Smartphones and Butterflies!

Butterflies and smartphones have a lot in common.

We explored a trail, winding through the dark, dense and damp forest. Moss hung from the trees, bromeliads and orchids festooning their trunks and branches.  Then we stopped and looked in awe, before us the evergreen leaves were covered with what seemed like a mist, making it difficult for us to focus on what was there.  This was no ethereal mist, we were seeing butterflies, millions of butterflies, suspended on every leaf and twig from knee height to tree-top level and the slightest touch on a branch or leaf would send a storm of wings fluttering upwards as they moved position.

On close inspection we found that we could look through their wings.  These were the amazing Glasswing butterflies!  We didn’t know when they had arrived, we didn’t know why there were so many or what they were doing!  These questions we were unable to answer, but often with wildlife, just seeing them was enough.  It was a special moment and by the next day not one was to seen, they had vanished as quickly as they had appeared, a rain forest secret.

Paula and I were ‘Living Wild’ in Calilegua National Park in the NW of Argentina. We were there to find birds in the Southern Yungas rainforest, a habitat for which this National Park is famous but instead had found these amazing butterflies.

 

Glasswing butterflies (Greta sp.) NW Argentina, October

In a dark temperate rain forest, bright shiny objects are noticed easily. The sunlight that does penetrate the canopy pierces the foliage with spear-like brilliance, reflecting again and again off the waxy green leaves. Butterflies are abundant, black ones with red spots, white ones with blue streaks, every colour combination imaginable.

Evolution pushes experimentation as the genes mutate to trial new ways to survive. Instead of being one of many multi-coloured butterflies, a strategy to experiment with invisibility was worthwhile, for over the millenia this family of butterflies has achieved a cloak of virtual invisibility.

For this invisibility to succeed they needed the membrane of scales that makes a butterfly wing to be non-reflective and accordingly scientists have found that the Glasswing butterfly wing does just that.  The wing surface is not only much less reflective than a sheet of clear glass but also has the capability to suppress infrared and ultraviolet light, the two wavelengths most used by birds and amphibians in detecting prey species.  Transparent wings are really all about the play of light and shadow, this makes sense as Clearwings usually inhabit the lower parts of tropical forests characterized by alternating shadows and shafts of bright light.

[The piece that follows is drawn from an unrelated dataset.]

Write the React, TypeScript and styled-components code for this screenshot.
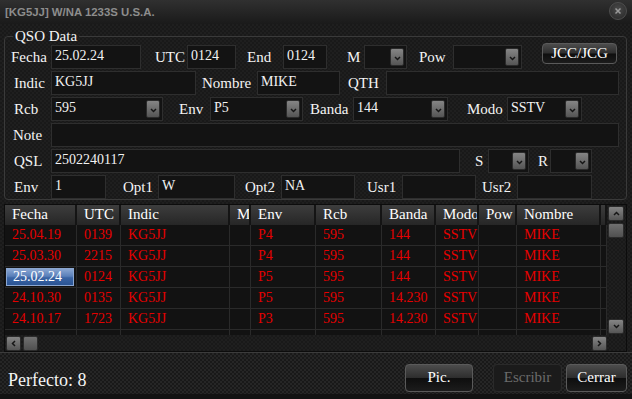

To us the surface of the wing of a Glasswing butterfly is flat and smooth but seen using an electron microscope the surface is a chaos of peaks and troughs.  This means light is not reflected back but passes through the surface and refracted. Birds and other predators are confused, they cannot see the insect as it darts and manoeuvres through the forest.

Nano technologists have taken this marvel of nature and incorporated the same technology into the screen of smartphones.  So when you are walking down the high street on a sunny day and you can see the messages on your screen so well – thank the Glasswing butterflies for that.